If you’re not dead set on a certain location, consider a country that’s friendly to American retirees.

Think about healthcare before you go

While you’ve likely thought about basic health care in your new home country, Gorman said one of the biggest mistakes she sees expat retirees make is forgetting to plan for a serious long-term illness or health event.

“You have to think about catastrophic health care,” Gorman said. “How will you handle that in those countries?”

She recommends keeping a U.S. health care policy to cover you in the event of a serious accident or injury or if you need long-term care for a terminal illness. “You need to have some sort of backup plan in the U.S. in case you have to return,” she said.

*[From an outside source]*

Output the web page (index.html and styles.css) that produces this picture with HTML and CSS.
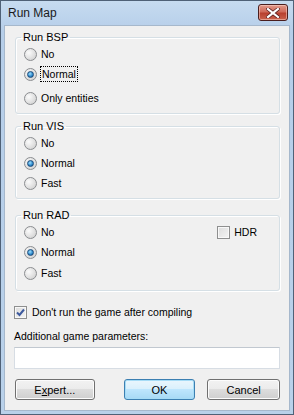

Make a foreign estate plan

You may already have an estate plan for your assets in the U.S., but if you have a home, financial accounts, or other assets in a new country, you need to make a formal plan to deal with those after your death. When preparing your estate plan, account for transfer taxes and other costs your heirs may have to pay.

Is renouncing your U.S. citizenship worth it?

Renouncing your U.S. citizenship is one way to get out of paying U.S. taxes when you live abroad — but it’s a huge decision.“You have to really be sure that that is something you want to do,” Gorman said. For one thing, you will likely be subject to an “exit tax” when you leave the United States. “It’s a final bill for assets that haven’t been taxed yet,” such as pre-tax retirement accounts or capital gains on a house. 

“At the end of the day,” she said, “you have to think about the protections and the rights that you get as an American citizen around the world and don’t just make decisions purely on tax.”